Arrivano le prime conferme circa il possibile sviluppo dell’epatite acuta pediatrica in Italia. Il fenomeno viene monitorato con grande attenzione dalla comunità scientifica ed è ormai diffuso su scala internazionale. I primi casi sospetti arrivano dall’Inghilterra e mostrano una variante particolarmente aggressiva che potrebbe comportare il trapianto. Il ministero della Salute attende aggiornamenti ed è al lavoro per analizzare i dati della banca internazionale.

Epatite pediatrica, 70 casi nel mondo e quattro in Italia

I primi casi di epatite acuta pediatrica risalgono a inizio aprile in Inghilterra e Scozia, tuttavia arrivano a stretto giro segnalazioni dai Paesi limitrofi come Olanda e Danimarca. Anche gli Stati Uniti comunicano nove casi, facendo lievitare il computo totale a 70 pazienti, numero che pare comunque sottostimato. In Italia al momento si registrano quattro casi sospetti, di cui due particolarmente gravi.
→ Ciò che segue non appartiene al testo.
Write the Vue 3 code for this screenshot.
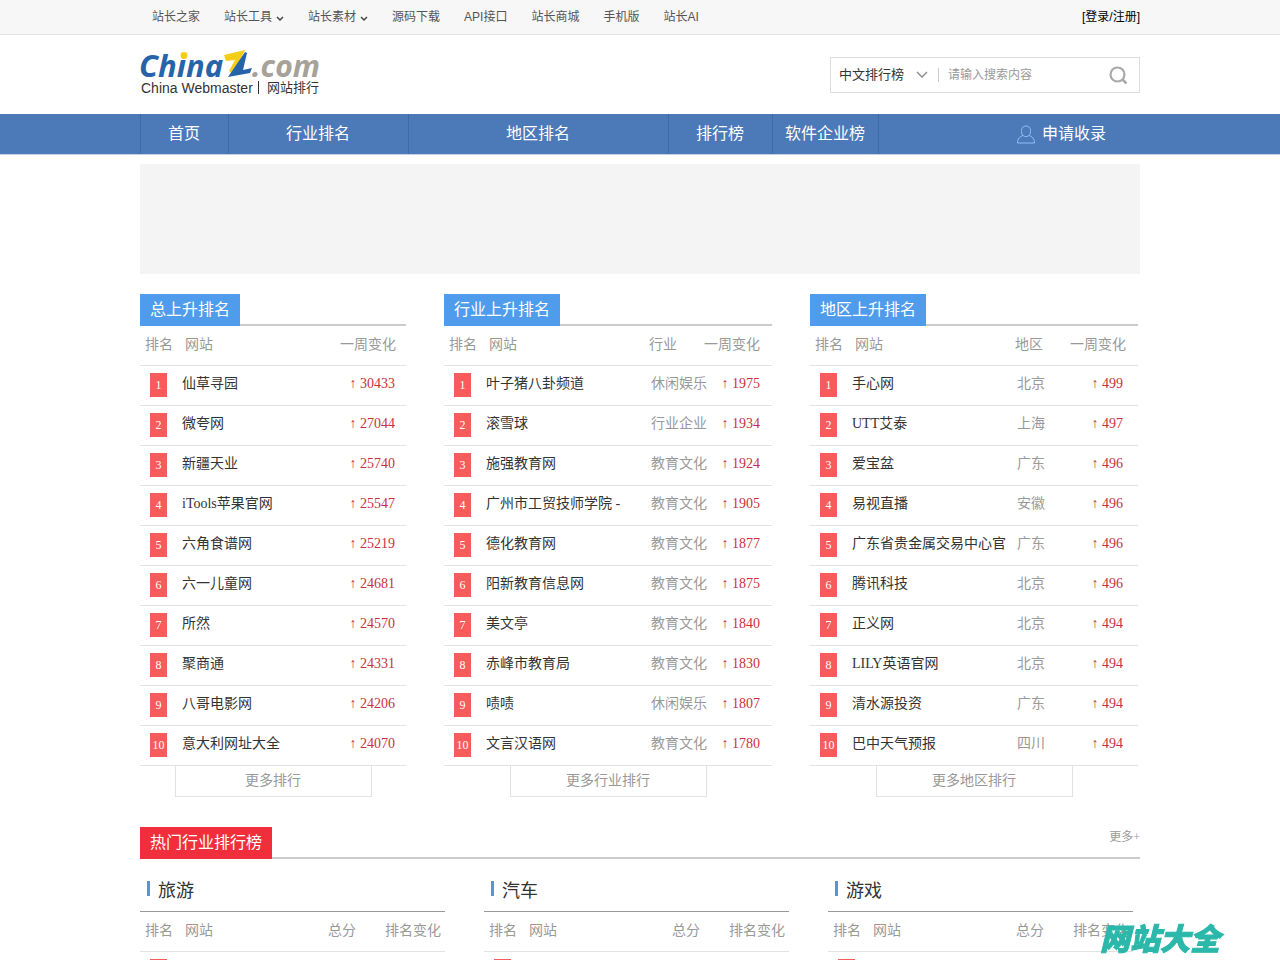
<script setup>
import { ref } from 'vue'

const topLinks = [
  { text: '站长之家' },
  { text: '站长工具', menu: true },
  { text: '站长素材', menu: true },
  { text: '源码下载' },
  { text: 'API接口' },
  { text: '站长商城' },
  { text: '手机版' },
  { text: '站长AI' }
]

const navLinks = ['首页', '行业排名', '地区排名', '排行榜', '软件企业榜']

const scope = ref('中文排行榜')
const keyword = ref('')

const boards = [
  {
    title: '总上升排名',
    more: '更多排行',
    kind: 'total',
    rows: [
      ['仙草寻园', '', 30433],
      ['微夸网', '', 27044],
      ['新疆天业', '', 25740],
      ['iTools苹果官网', '', 25547],
      ['六角食谱网', '', 25219],
      ['六一儿童网', '', 24681],
      ['所然', '', 24570],
      ['聚商通', '', 24331],
      ['八哥电影网', '', 24206],
      ['意大利网址大全', '', 24070]
    ]
  },
  {
    title: '行业上升排名',
    more: '更多行业排行',
    kind: 'industry',
    group: '行业',
    rows: [
      ['叶子猪八卦频道', '休闲娱乐', 1975],
      ['滚雪球', '行业企业', 1934],
      ['施强教育网', '教育文化', 1924],
      ['广州市工贸技师学院 -', '教育文化', 1905],
      ['德化教育网', '教育文化', 1877],
      ['阳新教育信息网', '教育文化', 1875],
      ['美文亭', '教育文化', 1840],
      ['赤峰市教育局', '教育文化', 1830],
      ['啧啧', '休闲娱乐', 1807],
      ['文言汉语网', '教育文化', 1780]
    ]
  },
  {
    title: '地区上升排名',
    more: '更多地区排行',
    kind: 'area',
    group: '地区',
    rows: [
      ['手心网', '北京', 499],
      ['UTT艾泰', '上海', 497],
      ['爱宝盆', '广东', 496],
      ['易视直播', '安徽', 496],
      ['广东省贵金属交易中心官', '广东', 496],
      ['腾讯科技', '北京', 496],
      ['正义网', '北京', 494],
      ['LILY英语官网', '北京', 494],
      ['清水源投资', '广东', 494],
      ['巴中天气预报', '四川', 494]
    ]
  }
]

const hotGroups = ['旅游', '汽车', '游戏']
</script>

<template>
  <div class="page">
    <div class="topbar">
      <div class="wrap topbar-in">
        <a v-for="l in topLinks" :key="l.text" href="#" class="top-link">
          {{ l.text }}
          <svg v-if="l.menu" class="caret" width="8" height="6" viewBox="0 0 8 6" aria-hidden="true">
            <path d="M1 1l3 3 3-3" fill="none" stroke="#444" stroke-width="1.5" />
          </svg>
        </a>
        <a href="#" class="login">[登录/注册]</a>
      </div>
    </div>

    <header class="wrap header">
      <a href="#" class="logo" aria-label="ChinaZ.com 网站排行">
        <svg width="184" height="52" viewBox="0 0 184 52">
          <text class="brand" x="-1" y="28" font-size="31" fill="#2663a9">China</text>
          <circle cx="44" cy="6.500" r="3.400" fill="#f6cd16" />
          <path d="M84 6L105 1 100 11 92 25 89 22 95 11 86 12z" fill="#f6cd16" />
          <path d="M105 3l2 1-4 17 9-2-2 5-22 4z" fill="#2663a9" />
          <text class="brand" x="112" y="28" font-size="30" fill="#a6a199">.com</text>
          <text class="sub" x="1" y="44" font-size="14">China Webmaster</text>
          <path d="M118.500 32v13" stroke="#333" />
          <text class="sub" x="127" y="43" font-size="13">网站排行</text>
        </svg>
      </a>
      <form class="search" @submit.prevent>
        <select v-model="scope" class="scope" aria-label="排行榜类型">
          <option>中文排行榜</option>
        </select>
        <svg class="scope-arrow" width="12" height="7" viewBox="0 0 12 7" aria-hidden="true">
          <path d="M1 1l5 5 5-5" fill="none" stroke="#888" stroke-width="1.300" />
        </svg>
        <input v-model="keyword" class="keyword" type="text" placeholder="请输入搜索内容" aria-label="搜索内容" />
        <button class="go" type="submit" aria-label="搜索">
          <svg width="20" height="20" viewBox="0 0 20 20">
            <circle cx="8.500" cy="9.500" r="7" fill="none" stroke="#aaa" stroke-width="2.200" />
            <path d="M13.500 14.500l4 4" stroke="#aaa" stroke-width="2.500" />
          </svg>
        </button>
      </form>
    </header>

    <nav class="nav">
      <div class="wrap nav-in">
        <a v-for="n in navLinks" :key="n" href="#" class="nav-link">{{ n }}</a>
        <a href="#" class="apply">
          <svg width="18" height="19" viewBox="0 0 18 19" aria-hidden="true">
            <path d="M6 10.500C4.500 9 4.500 7 4.500 5.500 4.500 2.500 6.500 1 9 1s4.500 1.500 4.500 4.500c0 1.500 0 3.500-1.500 5 3 1 5.500 3 5.500 7.500H.5c0-4.500 2.500-6.500 5.500-7.500 2 1.500 4 1.500 6 0" fill="none" stroke="#8fc0f5" />
          </svg>
          申请收录
        </a>
      </div>
    </nav>

    <main class="wrap">
      <div class="banner"></div>

      <div class="boards">
        <section v-for="b in boards" :key="b.title">
          <div class="head"><h2 class="tab">{{ b.title }}</h2></div>
          <table class="rank" :class="b.kind">
            <thead>
              <tr>
                <th class="c-no">排名</th>
                <th>网站</th>
                <th v-if="b.group" class="c-group">{{ b.group }}</th>
                <th class="c-change">一周变化</th>
              </tr>
            </thead>
            <tbody>
              <tr v-for="(r, i) in b.rows" :key="r[0]">
                <td class="c-no"><span class="badge">{{ i + 1 }}</span></td>
                <td><a href="#">{{ r[0] }}</a></td>
                <td v-if="b.group" class="c-group">{{ r[1] }}</td>
                <td class="c-change">↑ {{ r[2] }}</td>
              </tr>
            </tbody>
          </table>
          <a href="#" class="more">{{ b.more }}</a>
        </section>
      </div>

      <div class="head hot-head">
        <h2 class="tab red">热门行业排行榜</h2>
        <a href="#" class="all">更多+</a>
      </div>

      <div class="hot">
        <section v-for="g in hotGroups" :key="g">
          <h3 class="hot-title">{{ g }}</h3>
          <table class="rank score">
            <thead>
              <tr>
                <th class="c-no">排名</th>
                <th>网站</th>
                <th class="c-group">总分</th>
                <th class="c-change">排名变化</th>
              </tr>
            </thead>
            <tbody>
              <tr>
                <td class="c-no"><span class="badge"></span></td>
                <td></td>
                <td class="c-group"></td>
                <td class="c-change"></td>
              </tr>
            </tbody>
          </table>
        </section>
      </div>
    </main>

    <div class="mark">网站大全</div>
  </div>
</template>

<style>
html,
body {
  margin: 0;
  background: #fff;
}
html {
  scrollbar-width: none;
}
</style>

<style scoped>
.page {
  font-family: "Liberation Serif", "Noto Sans CJK SC", serif;
  font-size: 14px;
  color: #333;
}
a {
  color: inherit;
  text-decoration: none;
}
.wrap {
  max-width: 1000px;
  margin: 0 auto;
}
.topbar {
  padding-top: 1px;
  background: #f7f7f7;
  border-bottom: 1px solid #e3e3e3;
  font: 12px/33px "Liberation Sans", "Noto Sans CJK SC", sans-serif;
  color: #555;
}
.topbar-in {
  display: flex;
}
.top-link {
  display: flex;
  align-items: center;
  gap: 4px;
  padding: 0 12px;
}
.caret {
  margin-top: 3px;
}
.login {
  margin-left: auto;
  color: #000;
}
.header {
  display: flex;
  justify-content: space-between;
  align-items: center;
  height: 79px;
}
.logo svg {
  display: block;
  overflow: visible;
}
.brand {
  font-family: "Noto Sans", sans-serif;
  font-weight: 700;
  font-style: italic;
}
.sub {
  font-family: "Liberation Sans", "Noto Sans CJK SC", sans-serif;
  fill: #333;
}
.search {
  box-sizing: border-box;
  display: flex;
  align-items: center;
  width: 310px;
  height: 36px;
  border: 1px solid #ddd;
}
.scope,
.keyword,
.go {
  border: 0;
  padding: 0;
  margin: 0;
  outline: 0;
  background: none;
  appearance: none;
  font-family: "Liberation Sans", "Noto Sans CJK SC", sans-serif;
}
.scope {
  width: 77px;
  padding-left: 8px;
  font-size: 13px;
  color: #333;
}
.scope-arrow {
  margin: 0 10px 0 8px;
}
.keyword {
  flex: 1;
  min-width: 0;
  height: 14px;
  padding-left: 9px;
  border-left: 1px solid #ccc;
  font-size: 12px;
  color: #333;
}
.keyword::placeholder {
  color: #999;
}
.go {
  display: flex;
  padding: 0 10px;
}
.nav {
  background: #4c79b8;
  border-bottom: 1px solid #c3cfe2;
  color: #fff;
  font-size: 16px;
  line-height: 40px;
}
.nav-in {
  display: grid;
  grid-template-columns: 88px 180px 260px 104px 106px 1fr;
  height: 40px;
}
.nav-link {
  text-align: center;
  box-shadow: inset 1px 0 #4069a8;
}
.apply {
  display: flex;
  align-items: center;
  justify-content: flex-end;
  gap: 7px;
  padding-right: 34px;
  box-shadow: inset 1px 0 #4069a8;
}
.banner {
  height: 110px;
  margin: 9px 0 20px;
  background: #f4f4f4;
}
.boards {
  display: grid;
  grid-template-columns: 266fr 328fr 328fr;
  gap: 38px;
  padding-right: 2px;
}
.head {
  display: flex;
  justify-content: space-between;
  height: 32px;
  box-shadow: inset 0 -2px #ccc;
}
.tab {
  margin: 0;
  padding: 0 10px;
  background: #4f9bec;
  color: #fff;
  font-size: 16px;
  font-weight: 400;
  line-height: 32px;
}
.red {
  background: #f12f3c;
}
.hot-head {
  margin-top: 30px;
}
.all {
  font-size: 12px;
  line-height: 20px;
  color: #999;
}
.rank {
  width: 100%;
  table-layout: fixed;
  border-spacing: 0;
}
.rank th,
.rank td {
  padding: 0 0 3px;
  border-bottom: 1px solid #e2e2e2;
  line-height: 36px;
  font-weight: 400;
  text-align: left;
  white-space: nowrap;
  vertical-align: top;
}
.rank th {
  padding: 1px 0 2px 3px;
  color: #999;
}
.rank .c-no {
  width: 42px;
  box-sizing: border-box;
}
.rank th.c-no {
  padding-left: 5px;
}
.rank td.c-no {
  padding: 7px 0 8px 10px;
}
.badge {
  display: block;
  width: 17px;
  height: 24px;
  background: #f75b5b;
  color: #fff;
  font-size: 12px;
  line-height: 24px;
  text-align: center;
}
.rank .c-group {
  width: 55px;
  box-sizing: border-box;
  padding-left: 2px;
  color: #999;
}
.rank th.c-group {
  padding-left: 0;
}
.rank .c-change {
  width: 68px;
  box-sizing: border-box;
  padding-left: 0;
  padding-right: 12px;
  text-align: right;
}
.rank td.c-change {
  color: #c9303e;
}
.total th.c-change {
  padding-right: 10px;
}
.total td.c-change {
  padding-right: 11px;
}
.area td.c-change {
  padding-right: 15px;
}
.score .c-change {
  padding-right: 4px;
}
.score .c-group {
  width: 49px;
}
.more {
  display: block;
  box-sizing: border-box;
  width: 197px;
  margin: 0 auto;
  border: 1px solid #e2e2e2;
  border-top: 0;
  line-height: 30px;
  color: #999;
  text-align: center;
}
.hot {
  display: grid;
  grid-template-columns: repeat(3, 1fr);
  gap: 39px;
  padding-right: 7px;
}
.hot-title {
  display: flex;
  align-items: center;
  gap: 8px;
  margin: 0;
  padding: 12px 7px 0;
  border-bottom: 1px solid #999;
  font-size: 18px;
  font-weight: 400;
  line-height: 40px;
}
.hot-title::before {
  content: "";
  width: 3px;
  height: 15px;
  margin-bottom: 6px;
  background: #5595d8;
}
.mark {
  position: fixed;
  right: 60px;
  bottom: 7px;
  font: italic 900 30px/32px "Noto Sans CJK SC", sans-serif;
  color: #2bb8aa;
  -webkit-text-stroke: 1px #2bb8aa;
}
</style>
A chiarire meglio lo status del fenomeno interviene Giuseppe Indolfi, epatologo e consulente dell’Oms sul tema delle epatiti. Ecco alcuni passaggi della sua intervista a Repubblica:

La settimana scorsa abbiamo avuto un primo allarme su una decina di casi. L’attenzione particolare dei medici è dovuta al fatto che in un caso c’è voluto il trapianto, cosa che dimostra la violenza della patologia. Al momento si può parlare solo di sospetto per le caratteristiche particolari di questa forma di epatite. Il problema è che non si riesce a stabilire quale sia l’agente patogeno che le provoca, un marcatore che permetta di classificarla. Si va quindi per esclusione“.

Indolfi spiega il modus operandi dell’Europa e le possibili relazioni con il coronavirus:

A livello europeo siamo partiti con un’indagine su larga scala insieme agli infettivologi, attendiamo i risultati in una settimana. Dobbiamo confrontare il numero di casi degli ultimi quattro mesi con quelli degli anni precedenti, per capire se l’incidenza è maggiore. Questo già sarebbe un punto di partenza interessante ma al contempo un problema“.

Da sempre ci sono delle malattie del fegato provocate da virus che non vengono spiegate con le cause già note. Se guardiamo ai primi pazienti sappiamo che alcuni avevano il Covid, ma in questo momento la circolazione del coronavirus è altissima. La metà dei casi, inoltre, avevano l’adenovirus, che è molto diffuso e che difficilmente provoca forme di malattia violente come questo tipo di epatite“.